Vilma Covane

No. 42 – University of the Cumberlands Patriots
- Position: Center

Personal information
- Born: October 10, 1996 (age 29) Maputo, Mozambique
- Nationality: American-Mozambique
- Listed height: 6 ft 3 in (1.91 m)

Career information
- College: University of the Cumberlands
- NBA draft: 2021(undrafted): undrafted

= Vilma Covane =

American-Mozambican basketball player

Vilma Palmira Afonso Covane (born October 10, 1996) is a Mozambican basketball player. She plays for her college team, University of the Cumberlands Patriots, and also the Mozambique women's national basketball team.

==High school==
Covane played under Lionel Manhique in Mozambique. She averaged 16 points, 11 rebounds and 2 assists per game.

==College==
In Seward County Community College Covane averaged 8.3 points per game, 4.5 rebounds and 1.1 assists.
In her sophomore year she attended Jones County Junior College and only spent a season there.
And later moved to the University of The Cumberlands.

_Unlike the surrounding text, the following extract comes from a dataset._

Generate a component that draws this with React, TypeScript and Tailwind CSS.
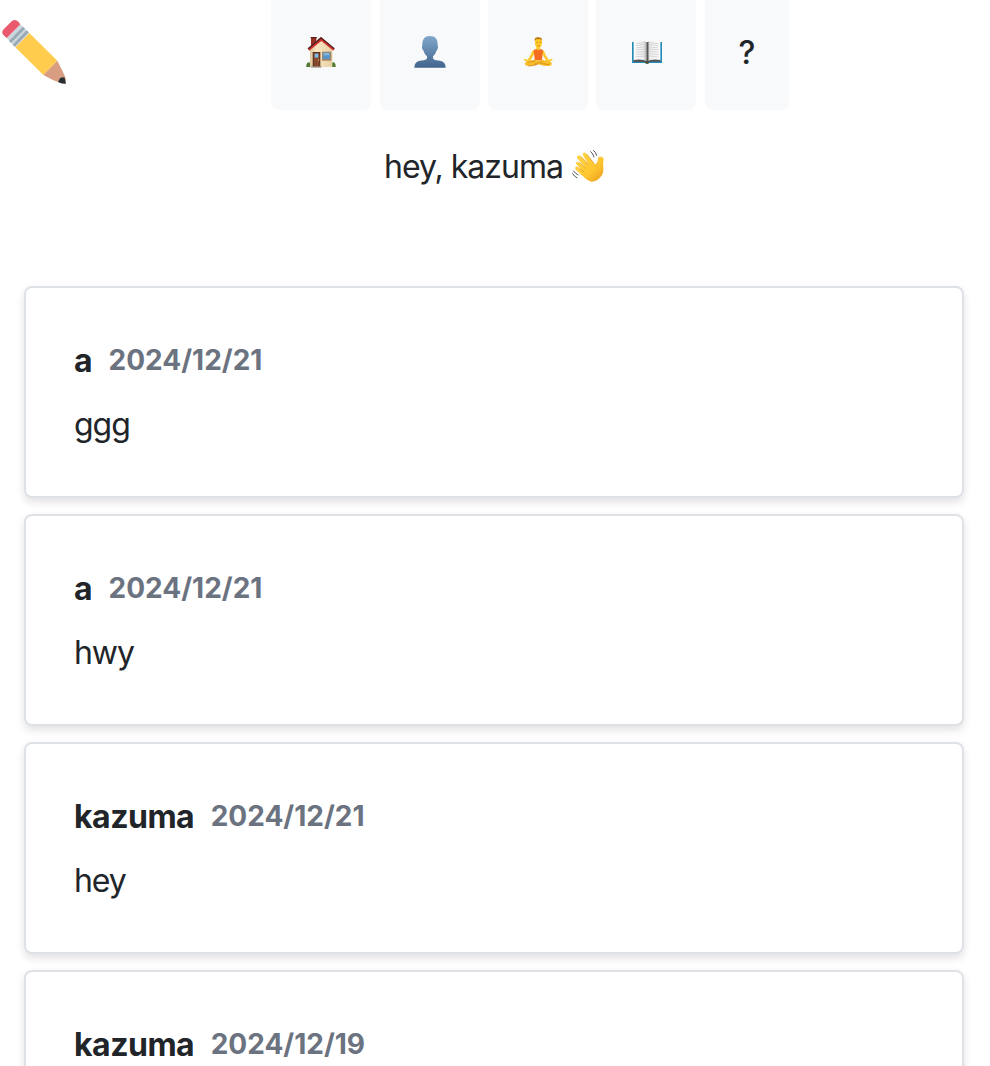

In her junior year, she played in 26 games, starting in 16 and averaged 12.5 points per game and 7.2 rebounds per game.
As a senior Covane played in 19 games, while starting 14 and recorded 207 points, 102 rebounds, 19 steals, team-high 15 blocks, and six assists.

==National Team Career==
Covane participated in the 2011 Afrobasket U16 Championship for Women and averaged 4 points, 0 rebounds, 0 assists. And also the 2014 Afrobasket U18 Women, she averaged 6.6 points, 10.9 rebounds, and 0.3 assist.
She recently participated in the 2021 FIBA Women's Afrobasket where she averaged 2.2 points, 2 rebounds and 0.3 assists.